For the last three months (and on/off before then) I have been irritated by the MVC architecture that is standard in web frameworks. For web “sites”, MVC is perhaps fine. But for web “applications” it is not good enough. A web application relies on rich user interaction. This will involve substantial javascript. I’m not talking fade in/out and other scriptaculous flare, I’m talking about something like editing an imaging (cropping, painting, etc).
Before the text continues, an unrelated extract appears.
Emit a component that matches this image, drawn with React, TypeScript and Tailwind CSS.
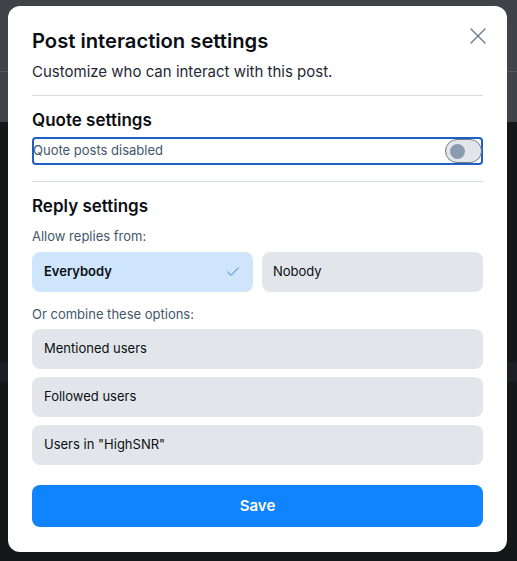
import { X, Check } from "lucide-react"

const options = ["Mentioned users", "Followed users", 'Users in "HighSNR"']

export default function App() {
  return (
    <div className="relative w-[517px] h-[561px] overflow-hidden bg-[#15171b]" style={{ fontFamily: "Inter, 'Noto Sans', sans-serif" }}>
      {/* dimmed page behind */}
      <div className="h-[72px] bg-[#404347] border-b border-[#55585c]" />
      <div className="h-[50px] bg-[#404347]" />
      <div className="h-[240px]" />
      <div className="h-[20px] bg-[#1b1e22]" />

      {/* Modal */}
      <div className="absolute left-[8px] top-[6px] w-[499px] h-[546px] bg-white rounded-xl px-6 pt-[22px] pb-6 text-[#0b0f14]">
        <button className="absolute right-[15px] top-[16px] text-[#6b7a89]">
          <X size={28} strokeWidth={1.2} />
        </button>
        <h1 className="text-[20.2px] font-semibold leading-[26px]">Post interaction settings</h1>
        <p className="mt-[8px] text-[15px] leading-[20px] text-[#1f2933]">Customize who can interact with this post.</p>
        <div className="mt-[13px] border-t border-[#d4dbe2]" />

        <h2 className="mt-[13px] text-[17px] font-semibold leading-[22px]">Quote settings</h2>
        <div className="mt-[6px] h-[28px] flex items-center justify-between border-2 border-[#1e5fc2] rounded-[4px]">
          <span className="text-[13px] text-[#42576c] -ml-[1px]">Quote posts disabled</span>
          <div className="w-[37px] h-[24px] rounded-full bg-[#e2e6ea] border border-[#6f7d8c] flex items-center pl-[4px] -mr-[1px]">
            <div className="w-[15px] h-[15px] rounded-full bg-[#8a9bb0]" />
          </div>
        </div>
        <div className="mt-[16px] border-t border-[#d4dbe2]" />

        <h2 className="mt-[13px] text-[17px] font-semibold leading-[22px]">Reply settings</h2>
        <p className="mt-[10px] text-[13px] leading-[18px] text-[#42576c]">Allow replies from:</p>
        <div className="mt-[7px] grid grid-cols-2 gap-[9px]">
          <button className="h-[40px] rounded-lg bg-[#cfe5fc] flex items-center justify-between pl-3 pr-[12px] text-[13px] font-semibold text-[#0b0f14]">
            Everybody
            <Check size={16} strokeWidth={1.5} className="text-[#2f7de1]" />
          </button>
          <button className="h-[40px] rounded-lg bg-[#e2e6ea] flex items-center pl-[11px] text-[13px] text-[#0b0f14]">Nobody</button>
        </div>

        <p className="mt-[13px] text-[13px] leading-[18px] text-[#42576c]">Or combine these options:</p>
        <div className="mt-[6px] flex flex-col gap-[8px]">
          {options.map((o) => (
            <button key={o} className="h-[40px] rounded-lg bg-[#e2e6ea] flex items-center pl-3 text-[13px] text-[#0b0f14]">
              {o}
            </button>
          ))}
        </div>

        <button className="mt-[20px] w-full h-[42px] rounded-lg bg-[#1083fe] text-white text-[15px] font-semibold">
          Save
        </button>
      </div>
    </div>
  )
}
The idea with the ATOM server is that you can create a collection of resources and perform SCRUD (search, create, read, update, delete) operations on them using standard HTTP (puts, posts, deletes, gets). A typical use case would be to HTTP GET an image resource, make modifications in the browser, and then PUT the modifications back on the server. The crux of the idea is that every “resource” (image in this case) has a URL that serves as a handle. So you could have something like http://beagles.com/image/12
which would refer to an image type resource with an ID of 12.
Google Calendar are an example of what I’m shooting for.

The Future

In times like this, I’m happy to live in Australia, far away from the global “action”. Provided we don’t blow ourselves up, fall in to a depression due to peak oil or an over heating China, I think we’re going to see a lot more web applications. The applications are going to share data, and that data will need to be standardised somehow. ATOM is a nicer way of doing this over custom interfaces.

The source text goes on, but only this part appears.